--- START OF Data block ---
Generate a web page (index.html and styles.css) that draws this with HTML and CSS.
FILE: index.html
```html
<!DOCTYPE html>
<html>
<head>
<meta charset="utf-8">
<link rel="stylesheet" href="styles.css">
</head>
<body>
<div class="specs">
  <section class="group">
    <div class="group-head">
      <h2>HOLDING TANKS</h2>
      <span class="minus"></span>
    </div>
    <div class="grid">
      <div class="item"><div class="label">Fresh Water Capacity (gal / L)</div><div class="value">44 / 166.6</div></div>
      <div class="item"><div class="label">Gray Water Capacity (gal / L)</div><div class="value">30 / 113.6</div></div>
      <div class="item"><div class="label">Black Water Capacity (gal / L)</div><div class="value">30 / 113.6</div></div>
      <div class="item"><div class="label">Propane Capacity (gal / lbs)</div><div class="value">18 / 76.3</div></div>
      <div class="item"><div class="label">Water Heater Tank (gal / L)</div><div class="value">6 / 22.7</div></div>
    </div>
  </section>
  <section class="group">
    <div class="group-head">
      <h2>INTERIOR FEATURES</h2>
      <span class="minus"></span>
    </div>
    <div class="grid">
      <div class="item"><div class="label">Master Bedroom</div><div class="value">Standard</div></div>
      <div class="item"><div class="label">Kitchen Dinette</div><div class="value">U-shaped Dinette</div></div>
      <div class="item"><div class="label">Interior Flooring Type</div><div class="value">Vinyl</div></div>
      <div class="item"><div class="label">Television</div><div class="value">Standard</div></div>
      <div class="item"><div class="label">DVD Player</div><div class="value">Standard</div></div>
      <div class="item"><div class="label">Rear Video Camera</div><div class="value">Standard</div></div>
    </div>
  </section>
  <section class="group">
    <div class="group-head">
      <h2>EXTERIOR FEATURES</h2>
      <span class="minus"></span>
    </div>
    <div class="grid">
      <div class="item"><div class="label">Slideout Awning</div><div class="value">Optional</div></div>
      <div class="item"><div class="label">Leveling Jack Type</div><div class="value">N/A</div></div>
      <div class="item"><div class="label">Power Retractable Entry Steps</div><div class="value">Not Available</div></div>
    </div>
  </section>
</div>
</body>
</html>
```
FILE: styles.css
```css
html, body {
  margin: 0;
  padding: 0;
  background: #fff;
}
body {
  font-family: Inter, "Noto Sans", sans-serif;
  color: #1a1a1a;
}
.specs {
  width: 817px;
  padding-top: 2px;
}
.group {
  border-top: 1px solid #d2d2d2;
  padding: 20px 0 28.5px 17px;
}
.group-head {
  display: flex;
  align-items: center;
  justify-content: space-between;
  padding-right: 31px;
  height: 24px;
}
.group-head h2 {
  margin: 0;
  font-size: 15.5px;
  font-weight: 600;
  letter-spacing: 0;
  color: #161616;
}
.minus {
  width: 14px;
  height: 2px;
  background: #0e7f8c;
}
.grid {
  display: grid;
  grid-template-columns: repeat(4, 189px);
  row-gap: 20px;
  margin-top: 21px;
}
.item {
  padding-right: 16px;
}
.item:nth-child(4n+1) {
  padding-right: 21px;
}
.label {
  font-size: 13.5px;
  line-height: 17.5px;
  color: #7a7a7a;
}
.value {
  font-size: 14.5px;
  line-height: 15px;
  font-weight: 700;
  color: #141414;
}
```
--- END OF Data block ---
**Instructions for the task**
Restate the data above word for word.

**Solution to this problem**
Generate a web page (index.html and styles.css) that draws this with HTML and CSS.
FILE: index.html
```html
<!DOCTYPE html>
<html>
<head>
<meta charset="utf-8">
<link rel="stylesheet" href="styles.css">
</head>
<body>
<div class="specs">
  <section class="group">
    <div class="group-head">
      <h2>HOLDING TANKS</h2>
      <span class="minus"></span>
    </div>
    <div class="grid">
      <div class="item"><div class="label">Fresh Water Capacity (gal / L)</div><div class="value">44 / 166.6</div></div>
      <div class="item"><div class="label">Gray Water Capacity (gal / L)</div><div class="value">30 / 113.6</div></div>
      <div class="item"><div class="label">Black Water Capacity (gal / L)</div><div class="value">30 / 113.6</div></div>
      <div class="item"><div class="label">Propane Capacity (gal / lbs)</div><div class="value">18 / 76.3</div></div>
      <div class="item"><div class="label">Water Heater Tank (gal / L)</div><div class="value">6 / 22.7</div></div>
    </div>
  </section>
  <section class="group">
    <div class="group-head">
      <h2>INTERIOR FEATURES</h2>
      <span class="minus"></span>
    </div>
    <div class="grid">
      <div class="item"><div class="label">Master Bedroom</div><div class="value">Standard</div></div>
      <div class="item"><div class="label">Kitchen Dinette</div><div class="value">U-shaped Dinette</div></div>
      <div class="item"><div class="label">Interior Flooring Type</div><div class="value">Vinyl</div></div>
      <div class="item"><div class="label">Television</div><div class="value">Standard</div></div>
      <div class="item"><div class="label">DVD Player</div><div class="value">Standard</div></div>
      <div class="item"><div class="label">Rear Video Camera</div><div class="value">Standard</div></div>
    </div>
  </section>
  <section class="group">
    <div class="group-head">
      <h2>EXTERIOR FEATURES</h2>
      <span class="minus"></span>
    </div>
    <div class="grid">
      <div class="item"><div class="label">Slideout Awning</div><div class="value">Optional</div></div>
      <div class="item"><div class="label">Leveling Jack Type</div><div class="value">N/A</div></div>
      <div class="item"><div class="label">Power Retractable Entry Steps</div><div class="value">Not Available</div></div>
    </div>
  </section>
</div>
</body>
</html>
```
FILE: styles.css
```css
html, body {
  margin: 0;
  padding: 0;
  background: #fff;
}
body {
  font-family: Inter, "Noto Sans", sans-serif;
  color: #1a1a1a;
}
.specs {
  width: 817px;
  padding-top: 2px;
}
.group {
  border-top: 1px solid #d2d2d2;
  padding: 20px 0 28.5px 17px;
}
.group-head {
  display: flex;
  align-items: center;
  justify-content: space-between;
  padding-right: 31px;
  height: 24px;
}
.group-head h2 {
  margin: 0;
  font-size: 15.5px;
  font-weight: 600;
  letter-spacing: 0;
  color: #161616;
}
.minus {
  width: 14px;
  height: 2px;
  background: #0e7f8c;
}
.grid {
  display: grid;
  grid-template-columns: repeat(4, 189px);
  row-gap: 20px;
  margin-top: 21px;
}
.item {
  padding-right: 16px;
}
.item:nth-child(4n+1) {
  padding-right: 21px;
}
.label {
  font-size: 13.5px;
  line-height: 17.5px;
  color: #7a7a7a;
}
.value {
  font-size: 14.5px;
  line-height: 15px;
  font-weight: 700;
  color: #141414;
}
```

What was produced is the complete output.